Now if we really, really, really want to evaluate wait statistics for a particular query, we can use a pattern in the same fashion of sys.dm_trans_locks
:
/* this clears the wait stats */
DBCC SQLPERF ('sys.dm_os_wait_stats', CLEAR);
SET XACT_ABORT ON
BEGIN TRANSACTION
/* place the query to be troubleshooted here */
UPDATE PumpkinTable
SET PumpkinName = 'Big Red Pumpkin'
WHERE PumpkinCode = 'PKN'
/* end of query to be troubleshooted */
SELECT * FROM sys.dm_os_wait_stats
WHERE waiting_tasks_count > 0
ORDER BY wait_time_ms DESC
ROLLBACK
Note that, while this quick-and-dirty approach might appear easy, it has a couple of deep flaws, namely:
- It needs to clear the aggregated stats. This is a global reset. That means they will be cleared for everyone else who might be interested in them too, namely your friendly DBA. It is therefore safer to only do this in our testing servers as opposed to production ones. There are other, less intrusive, ways of performing this analysis on a production server - such as using a temporary table to store interim differential results - so I recommend you research those instead.

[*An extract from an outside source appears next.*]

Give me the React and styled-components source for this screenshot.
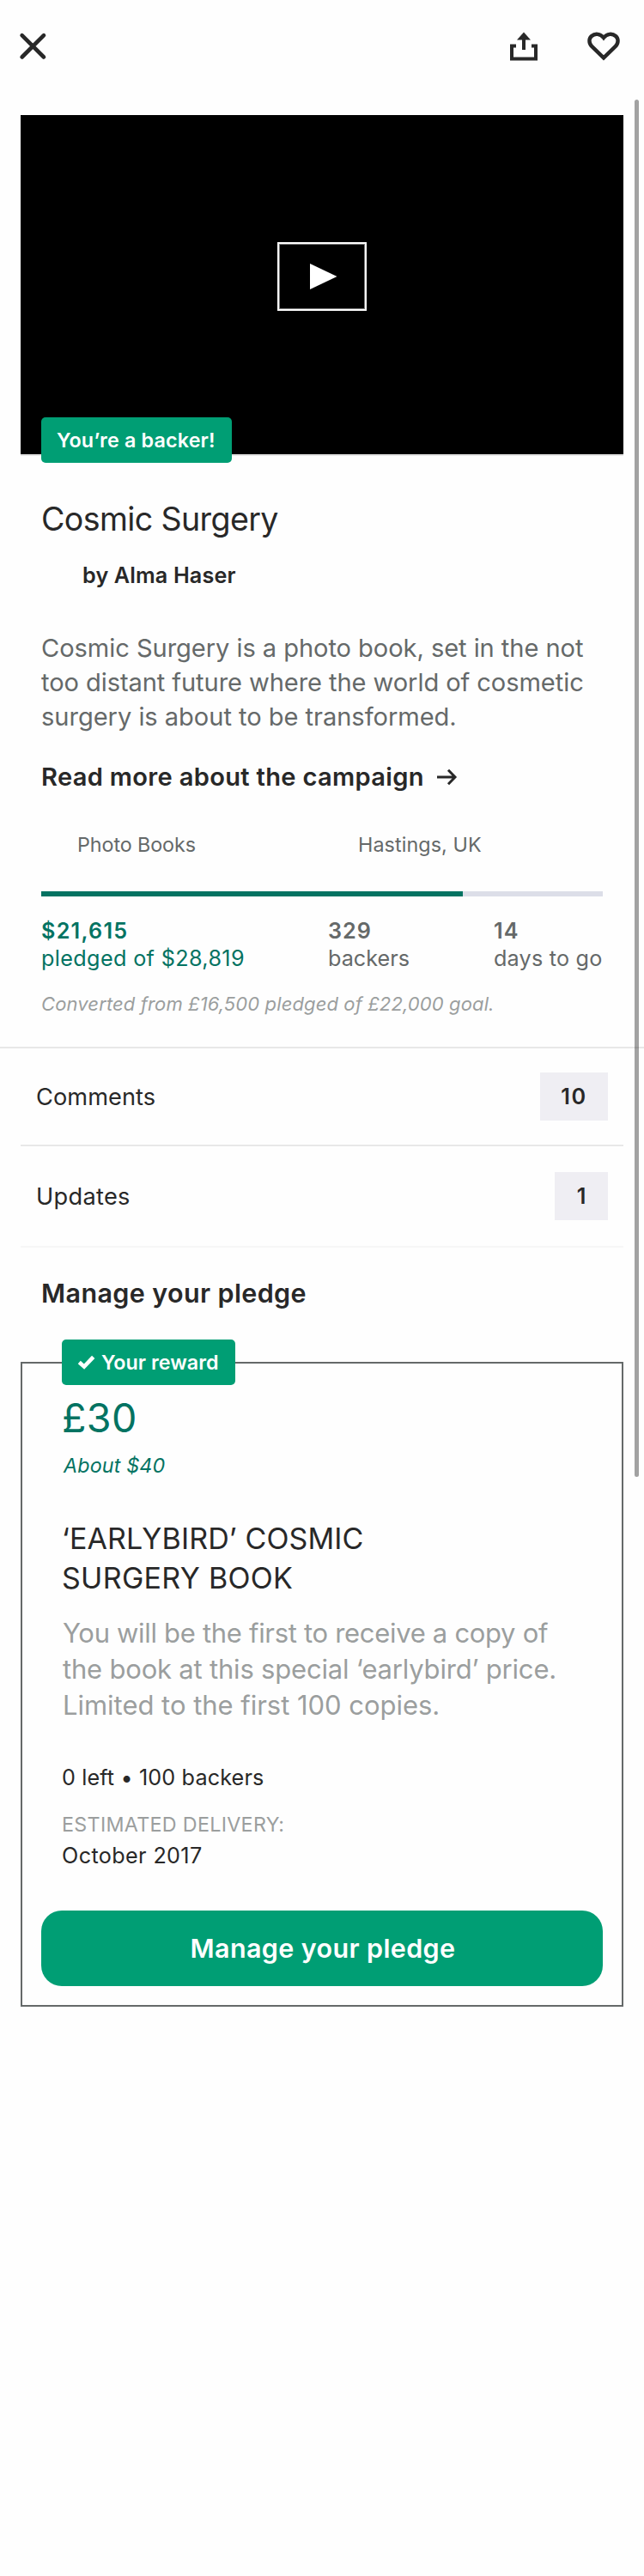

- Depending on whatever else is happening on the machine, wait statistics can vary greatly from one execution to another. For example, on a desktop machine, Windows Superfetch might decide to start caching some data, making disk waits spike for no apparent reason. On a server, a varying number of other queries might be running during each execution of ours. It is therefore more reliable, if possible, to run the query multiple times and then calculate average waits per execution.
Got it! What’s Next?
We now looked at some puzzle pieces we need to keep in our troubleshooting repertoire. In the next few pumpkins, we’re going to take a look at some different ways of capturing query plans, before we proceed to “understand how to understand” those plans.